On the basis of these findings, OMB is reassessing its CAP Goals and putting forth new and improved recommendations including:

  • Workload automation: Facilitate agency adoption of innovative automation technologies.

  • Workload reduction: Foster agency identification and delivery of impactful workload reduction initiatives.

  • Requirement elimination: Eliminate outdated reporting requirements.

  • Burden assessment: Institute assessment of burden as part of OMB guidance development.

The elimination, optimization, and automation (EOA) effort began in the General Services Administration Office of the Chief Financial Officer and a case study is included in the report. The study identified four principles that will be key as federal agencies move from low-value work to high-value work. These principles are encouraged if the recommendations are to work for federal agencies.

  1. Do not wait for the perfect plan to get started

  2. Strive for consensus not 100% agreement

  3. Make peace with uncertainty

  4. Set aggressive goals and timelines

The case study then details the transformation to high-value services and steps that can be taken to drive high-value services for partners and customers of federal agencies. It explains the following:

  1. Rapid organizational assessment- an assessment of the current level of operations and the organizational challenges that are preventing the implementation of high-value services.

  2. Short-term wins and long-term strategy- after opportunities are identified in the Rapid Assessment, operational quick wins should be identified and implemented, and long-term strategy should be developed for structural, leadership, and business process improvements.

  3. Structural and Procedural changes- Reorganization and process improvement to implement opportunities identified in the assessment, and to mitigate existing challenges.

  4. Eliminate, Optimize, and Automate Initiative- Identification and implementation of projects to eliminate unnecessary workload, optimize/automate low-value services, and establish new high-value services.

  5. Cultural change and assessment- Identifying opportunities for all staff to contribute, and transforming organizational culture to one that promotes increased employee engagement and a bias towards action.

New CAP Goal leaders have also been announced in order to help facilitate to advancement of these recommendations. GSA Deputy Administrator Allison Brigati and Chief Financial Officer Gerard Badorrek are spearheading this movement within government. In a joint statement they said, “A large portion of the Shifting from Low-Value to High-Value Work action plan is dedicated to accelerating the government-wide adoption of emerging technologies like Robotic Process Automation, Intelligent Automation, and Artificial Intelligence. These new digital workers can complete the tasks that distract employees from mission critical work, and create significant capacity for higher value analytics, management and planning functions.”

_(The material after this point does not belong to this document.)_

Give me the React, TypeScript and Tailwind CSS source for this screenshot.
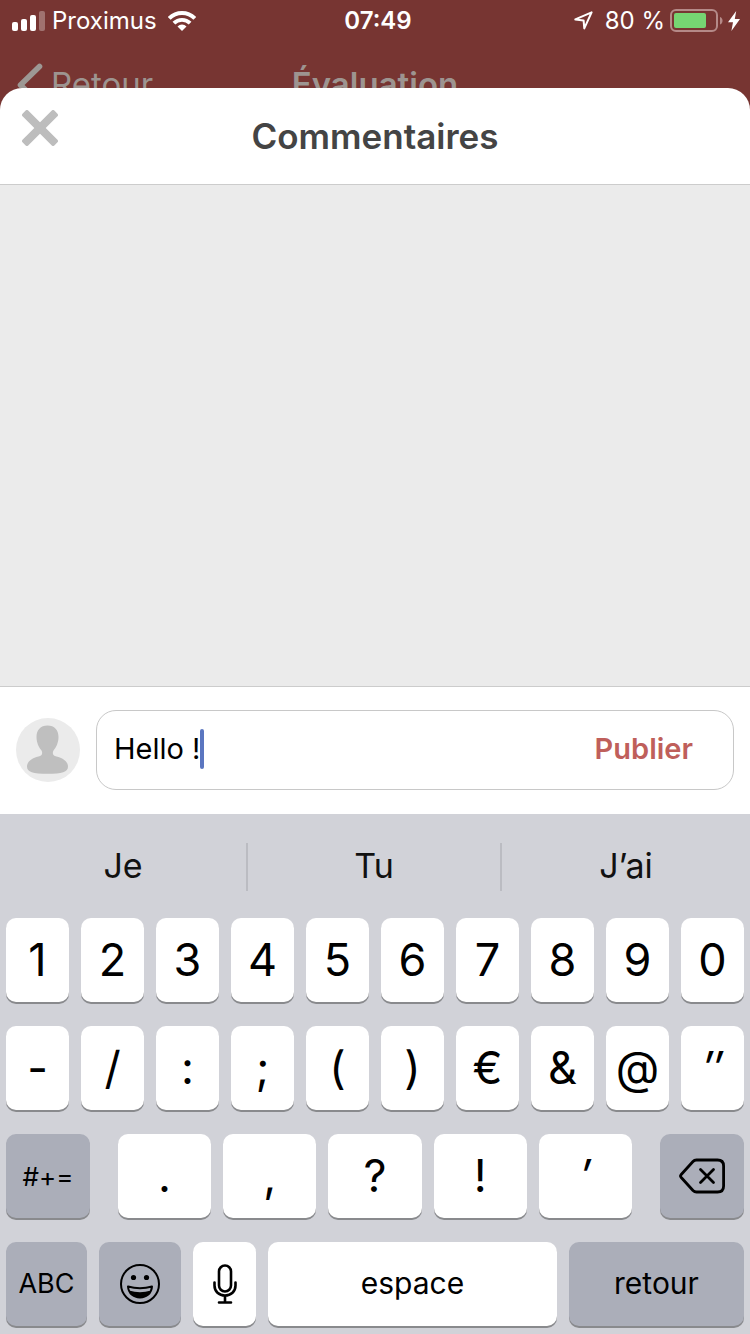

In recent years, the Shifting from Low-Value to High-Value Work Team issued a comprehensive RPA Playbook and developed a Federal RPA Community of Practice (CoP) where over 1,000 federal employees from 50 agencies are working together to accelerate RPA adoption.

Brigati and Badorrek emphasized a need to learn from the private sector, which constantly seeks ways to optimize and advance its operations. They wrote that the same mentality must be incorporated in the public sector as well so employees are not wasting their time on redundant tasks. They also stress the need for employee inclusion in the low-value work to high-value work shift. They said, “Employee-led transformations are generally more successful and enduring, and can take advantage of their deep subject matter expertise. Whether through surveying, focus groups, process consultations, or other feedback mechanisms, employees want to be heard and have immense value to add.”